Im Hinblick auf die für Montag, den 21.2.2011 anberaumte Anhörung im Finanzausschuss erlauben wir uns zwei kurze rechtliche und eine kurze praktische bzw. rechtspolitische Anmerkung:
1. „Strafzuschlag“
Einen Zuschlag von 5 % zusätzlich zu den Hinterziehungszinsen halten wir für bedenklich:
- Ein solcher Zuschlag ist bereits deshalb problematisch, weil eine Sanktion der Strafbefreiung widerspricht und auch verfassungsrechtlich vermutlich nicht unproblematisch ist.
- Sofern versucht wird, diesen Zuschlag begrifflich als „Verwaltungsgebühr“ zu begründen, halten wir das für unzulässig. In der Bearbeitung einer Selbstanzeige ist keine zusätzliche Leistung der Behörde im Rahmen einer Selbstanzeige zu sehen, da die Behörde schlicht ihrer Besteuerungsaufgabe nachkommt. Die Besteuerung müsste sie auch vornehmen, wenn sie z.B. von Dritten – und nicht durch die Selbstanzeige – die Informationen erhalten hätte (z.B. Anzeige durch ehemalige Arbeitnehmer oder Lebensgefährtin). Eine Gebühr darf nach dem gebühren- und verfassungsrechtlichen Äquivalenzprinzip nur verlangt werden, wenn dieser eine zusätzliche adäquate Leistung gegenüber steht.

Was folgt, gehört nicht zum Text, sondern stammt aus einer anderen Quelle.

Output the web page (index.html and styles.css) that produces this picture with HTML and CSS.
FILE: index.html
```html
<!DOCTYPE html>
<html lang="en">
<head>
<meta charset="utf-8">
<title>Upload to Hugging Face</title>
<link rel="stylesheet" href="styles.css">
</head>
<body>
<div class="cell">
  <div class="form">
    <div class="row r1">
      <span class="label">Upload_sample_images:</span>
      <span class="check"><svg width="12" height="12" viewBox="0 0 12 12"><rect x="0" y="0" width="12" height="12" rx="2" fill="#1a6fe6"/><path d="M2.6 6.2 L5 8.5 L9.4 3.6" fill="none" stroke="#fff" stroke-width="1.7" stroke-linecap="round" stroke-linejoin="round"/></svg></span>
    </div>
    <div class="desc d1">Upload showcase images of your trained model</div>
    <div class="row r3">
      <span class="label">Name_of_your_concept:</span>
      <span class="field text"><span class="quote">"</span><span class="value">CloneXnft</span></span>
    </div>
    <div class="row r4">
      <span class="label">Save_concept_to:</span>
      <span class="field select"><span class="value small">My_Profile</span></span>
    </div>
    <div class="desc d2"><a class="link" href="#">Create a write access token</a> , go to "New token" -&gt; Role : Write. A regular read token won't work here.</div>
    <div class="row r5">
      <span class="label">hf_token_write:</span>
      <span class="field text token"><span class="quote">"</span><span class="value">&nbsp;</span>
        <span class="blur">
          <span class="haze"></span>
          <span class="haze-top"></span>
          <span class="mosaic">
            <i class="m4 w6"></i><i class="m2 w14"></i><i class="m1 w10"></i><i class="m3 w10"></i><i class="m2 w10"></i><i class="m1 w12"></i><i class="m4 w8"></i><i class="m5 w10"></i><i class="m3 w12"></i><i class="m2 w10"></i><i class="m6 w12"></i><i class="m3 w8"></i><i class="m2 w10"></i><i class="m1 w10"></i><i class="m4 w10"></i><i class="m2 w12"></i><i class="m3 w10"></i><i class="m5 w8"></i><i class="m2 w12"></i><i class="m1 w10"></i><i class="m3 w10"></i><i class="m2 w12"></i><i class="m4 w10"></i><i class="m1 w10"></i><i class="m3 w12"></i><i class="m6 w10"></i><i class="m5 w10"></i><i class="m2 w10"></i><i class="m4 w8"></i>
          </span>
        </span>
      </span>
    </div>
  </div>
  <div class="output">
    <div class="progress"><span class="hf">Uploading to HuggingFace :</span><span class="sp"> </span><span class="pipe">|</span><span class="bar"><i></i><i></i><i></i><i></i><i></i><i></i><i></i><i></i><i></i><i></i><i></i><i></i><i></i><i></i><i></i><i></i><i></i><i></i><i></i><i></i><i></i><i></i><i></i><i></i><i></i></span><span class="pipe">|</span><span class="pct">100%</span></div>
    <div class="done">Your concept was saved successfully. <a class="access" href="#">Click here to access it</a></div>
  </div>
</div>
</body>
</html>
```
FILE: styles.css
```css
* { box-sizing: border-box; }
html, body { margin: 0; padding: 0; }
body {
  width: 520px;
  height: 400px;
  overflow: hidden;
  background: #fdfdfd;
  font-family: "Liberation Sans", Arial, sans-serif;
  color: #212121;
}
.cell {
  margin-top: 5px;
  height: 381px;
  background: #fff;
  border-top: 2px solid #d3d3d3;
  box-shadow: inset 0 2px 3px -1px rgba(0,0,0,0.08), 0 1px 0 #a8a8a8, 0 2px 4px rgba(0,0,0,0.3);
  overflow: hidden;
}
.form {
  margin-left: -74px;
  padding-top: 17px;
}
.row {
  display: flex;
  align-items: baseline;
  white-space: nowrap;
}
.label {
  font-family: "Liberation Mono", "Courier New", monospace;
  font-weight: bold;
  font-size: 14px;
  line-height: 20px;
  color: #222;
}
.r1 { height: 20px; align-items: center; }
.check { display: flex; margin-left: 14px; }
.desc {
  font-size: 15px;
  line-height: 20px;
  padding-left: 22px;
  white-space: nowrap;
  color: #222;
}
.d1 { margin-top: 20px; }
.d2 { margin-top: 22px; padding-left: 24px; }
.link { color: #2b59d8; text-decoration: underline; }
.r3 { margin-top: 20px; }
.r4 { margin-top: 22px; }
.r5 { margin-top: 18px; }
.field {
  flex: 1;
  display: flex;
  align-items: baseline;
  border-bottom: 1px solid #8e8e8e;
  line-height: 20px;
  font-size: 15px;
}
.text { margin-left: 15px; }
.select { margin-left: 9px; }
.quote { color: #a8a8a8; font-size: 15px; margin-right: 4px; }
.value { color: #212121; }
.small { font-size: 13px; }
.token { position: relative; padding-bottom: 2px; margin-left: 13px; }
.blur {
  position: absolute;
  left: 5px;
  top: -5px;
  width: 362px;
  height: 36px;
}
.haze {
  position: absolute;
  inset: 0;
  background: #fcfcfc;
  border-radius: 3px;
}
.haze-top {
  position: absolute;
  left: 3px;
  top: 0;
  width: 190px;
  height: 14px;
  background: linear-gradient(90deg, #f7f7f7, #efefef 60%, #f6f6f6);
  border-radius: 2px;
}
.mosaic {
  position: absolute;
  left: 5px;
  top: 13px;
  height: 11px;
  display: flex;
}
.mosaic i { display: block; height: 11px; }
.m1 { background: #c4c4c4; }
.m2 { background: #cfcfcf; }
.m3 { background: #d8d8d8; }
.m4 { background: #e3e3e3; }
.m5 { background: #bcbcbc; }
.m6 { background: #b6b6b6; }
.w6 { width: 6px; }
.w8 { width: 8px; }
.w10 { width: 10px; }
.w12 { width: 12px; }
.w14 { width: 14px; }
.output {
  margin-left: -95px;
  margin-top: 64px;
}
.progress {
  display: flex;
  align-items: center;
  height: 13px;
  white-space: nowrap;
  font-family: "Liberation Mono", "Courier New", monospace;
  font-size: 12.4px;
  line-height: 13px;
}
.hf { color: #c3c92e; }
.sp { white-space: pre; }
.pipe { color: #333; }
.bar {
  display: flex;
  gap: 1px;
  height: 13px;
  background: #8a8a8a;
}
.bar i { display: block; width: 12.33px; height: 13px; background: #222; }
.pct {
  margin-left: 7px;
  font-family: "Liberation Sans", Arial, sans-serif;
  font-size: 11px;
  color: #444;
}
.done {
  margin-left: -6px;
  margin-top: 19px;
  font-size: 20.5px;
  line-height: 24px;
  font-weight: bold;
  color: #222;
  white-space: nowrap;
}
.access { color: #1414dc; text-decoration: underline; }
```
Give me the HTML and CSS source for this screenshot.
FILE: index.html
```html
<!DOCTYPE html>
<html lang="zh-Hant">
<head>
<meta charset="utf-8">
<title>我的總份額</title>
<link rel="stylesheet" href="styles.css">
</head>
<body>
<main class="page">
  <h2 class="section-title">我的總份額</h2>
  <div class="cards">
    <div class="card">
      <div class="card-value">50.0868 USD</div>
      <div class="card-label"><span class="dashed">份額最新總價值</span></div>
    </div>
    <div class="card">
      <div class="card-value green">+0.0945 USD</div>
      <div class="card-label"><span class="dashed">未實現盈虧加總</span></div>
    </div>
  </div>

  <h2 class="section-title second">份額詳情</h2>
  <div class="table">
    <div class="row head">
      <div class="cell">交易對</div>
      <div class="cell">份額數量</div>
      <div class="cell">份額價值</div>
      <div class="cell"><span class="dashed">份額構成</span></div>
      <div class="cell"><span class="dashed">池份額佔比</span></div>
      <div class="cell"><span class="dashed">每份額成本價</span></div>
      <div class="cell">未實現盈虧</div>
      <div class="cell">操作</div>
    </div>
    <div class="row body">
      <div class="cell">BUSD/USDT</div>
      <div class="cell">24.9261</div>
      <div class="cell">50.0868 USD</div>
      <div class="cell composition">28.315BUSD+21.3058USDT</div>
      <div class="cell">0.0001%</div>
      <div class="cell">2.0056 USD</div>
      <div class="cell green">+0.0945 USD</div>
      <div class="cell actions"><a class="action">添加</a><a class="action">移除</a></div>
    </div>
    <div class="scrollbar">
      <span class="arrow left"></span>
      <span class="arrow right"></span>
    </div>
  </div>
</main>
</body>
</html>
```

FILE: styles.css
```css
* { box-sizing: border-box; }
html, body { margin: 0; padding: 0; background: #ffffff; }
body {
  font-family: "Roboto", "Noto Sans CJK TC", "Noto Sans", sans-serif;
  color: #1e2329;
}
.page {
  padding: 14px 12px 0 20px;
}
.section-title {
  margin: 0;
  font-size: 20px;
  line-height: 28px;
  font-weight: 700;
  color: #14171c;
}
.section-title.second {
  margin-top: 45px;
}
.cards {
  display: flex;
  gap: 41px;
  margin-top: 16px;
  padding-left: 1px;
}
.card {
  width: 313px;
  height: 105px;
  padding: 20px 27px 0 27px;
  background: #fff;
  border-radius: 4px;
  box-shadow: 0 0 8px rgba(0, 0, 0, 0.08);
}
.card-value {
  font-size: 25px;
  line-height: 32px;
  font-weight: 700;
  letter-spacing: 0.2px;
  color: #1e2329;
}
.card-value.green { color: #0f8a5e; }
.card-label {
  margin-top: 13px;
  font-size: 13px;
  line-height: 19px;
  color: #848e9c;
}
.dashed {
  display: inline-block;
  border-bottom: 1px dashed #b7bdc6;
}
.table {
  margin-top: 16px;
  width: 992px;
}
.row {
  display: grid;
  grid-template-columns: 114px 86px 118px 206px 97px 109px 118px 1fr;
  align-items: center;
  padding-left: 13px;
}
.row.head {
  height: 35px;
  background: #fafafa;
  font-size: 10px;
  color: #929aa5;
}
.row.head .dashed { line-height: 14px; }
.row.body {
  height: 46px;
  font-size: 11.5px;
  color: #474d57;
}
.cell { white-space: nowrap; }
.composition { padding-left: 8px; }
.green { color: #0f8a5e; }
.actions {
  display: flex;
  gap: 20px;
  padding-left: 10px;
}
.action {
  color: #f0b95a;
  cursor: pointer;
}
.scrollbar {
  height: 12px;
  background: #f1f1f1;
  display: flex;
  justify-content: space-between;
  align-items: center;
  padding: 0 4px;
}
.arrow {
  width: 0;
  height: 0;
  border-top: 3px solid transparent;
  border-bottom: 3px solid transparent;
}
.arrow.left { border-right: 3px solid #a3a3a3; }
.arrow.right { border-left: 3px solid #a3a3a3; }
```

- Ein solcher Zuschlag wird ferner zu erheblichen Abgrenzungsschwierigkeiten mit entsprechendem Konfliktpotential führen. Bei einer strafrechtlichen Selbstanzeige nach § 371 AO würde der Zuschlag anfallen. Bei einer bloßen steuerlichen Berichtigungserklärung nach § 153 AO hingegen nicht. Entsprechende Rechtstreitigkeiten mit der im subjektiven Tatbestand zu treffenden schwierigen Abgrenzung sind vorprogrammiert.
2. Abgrenzung dolose / undolose Teilselbstanzeige
Es ist beabsichtigt, die sog. dolose Selbstanzeige, also die Selbstanzeige in dem Bewusstsein, nicht vollständig „reinen Tisch“ zu machen, auszuschließen (§ 371 Abs. 1 Nr. 3 AO n.F., Entwurf der Bundesregierung v. 08.12.2010). Die wissentlich unvollständige Selbstanzeige wäre mithin nicht mehr strafbefreiend. Darüber hinaus ist der Zusatz im Gesetzesentwurf „oder bei verständiger Würdigung der Sachlage damit rechnen musste“ missglückt. Denn ausweislich der Gesetzesbegründung wollte der Gesetzgeber lediglich die bewusst unvollständige Selbstanzeige ausschließen. Eine fahrlässig unvollständige Nacherklärung wird mithin in der Gesetzesbegründung nicht erwähnt. Umso mehr ist unklar, unter welchen Umständen dieser zusätzliche Ausschlussgrund (Kennenmüssen = Fahrlässigkeit) Eingang in den Entwurf des Wortlautes fand. Sollte dieser Wortlaut Gesetz werden, muss das Günstigkeitsprinzip gelten: Aufgrund des im Strafrecht geltenden streng formalen Prinzips der Gesetzmäßigkeit (Rechtstaatsprinzip, Bestimmtheitsgebots) dürfen Unklarheiten betreffend die Gesetzesbedeutung nicht zu Lasten des Steuerpflichtigen gelöst werden. Damit wäre die Selbstanzeige nur bei bewusster Unvollständigkeit ausgeschlossen. Zur Vermeidung von Rechtstreitigkeiten sollte dies sprachlich klargestellt werden, indem der Zusatz „oder bei verständiger Würdigung der Sachlage damit rechnen musste“ gestrichen wird.